Speaking at the event Health Cabinet Secretary, Sicily Kariuki pointed out that quality of care is the fundamental cornerstone of Kenya health service delivery also entrenched as right in the Constitution for all to enjoy. She acknowledged that quality health care increases the likelihood of desired health outcomes consistent with seven measurable characteristics of health namely effectiveness, safety, people- centeredness, timeliness, equity, integration of care and efficiency. The CS pointed out that to ensure quality is institutionalized, the Ministry is implementing the Kenya Quality Model for Health for continuous quality assessment and improvement of health services and is currently realigning policy and regulation through the implementation of the Health Act 2017.

“Linda Mama initiative, is one of the publicly funded health scheme, that ensures pregnant women and infants have access to quality and affordable health services. This has seen a 35% increase of deliveries in public health facilities,” she said.

Speaking on behalf of the County Governments, CEO Council of Governors Jacqueline Mogeni, said that Health system strengthening has been a key focus and Counties have progressively allocated funds to health services targeting at least 30% of County government’s annual budgets.

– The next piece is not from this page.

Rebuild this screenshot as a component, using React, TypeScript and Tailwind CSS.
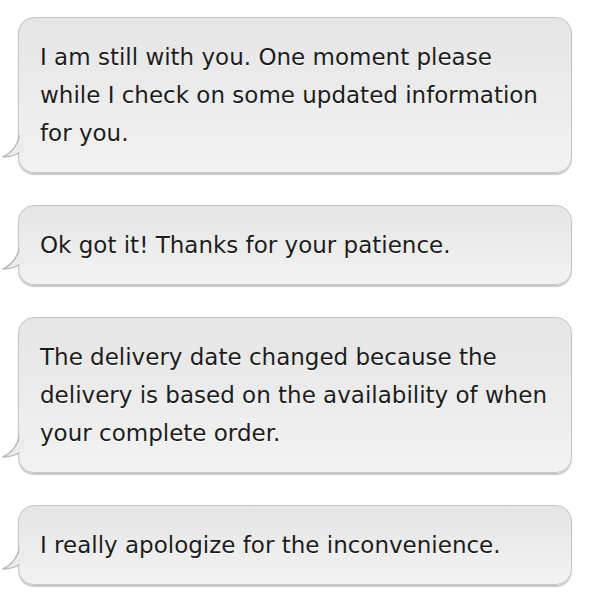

“In Kenya the Constitution 2010 which spelled out the devolved system of governance paved way for devolution of health services to 47 County governments. Although Counties are at various levels of development we have nationally recorded impressive results in our key indicators. For instance, over the last five years skilled delivery has moved from 53% (2014) to 65% (2018), fully immunized children from --75% (2013) to ---77% (2018)”, she said.

Today, Post devolution many Counties own and manage a robust referral system that has greatly increased efficiency, reduced long time of pain and suffering.

The report commissioned by the Lancet Global Health examined literature analyzed surveys to evaluate the quality of care provided to people in Lower and Middle Income Countries (LMICs), including Kenya. It outlines actionable steps Countries need to take in order to revolutionize their health systems to meet Universal Health Coverage and Sustainable Development Goal health targets by 2030.

Others who spoke at the high level event included the chair of the Lancet Global Health Commission of High Quality Health System Prof. Margaret Kruk, WHO representative in Kenya Dr Rudi Eggers and the Ag. Director General of Health Dr John Wekesa.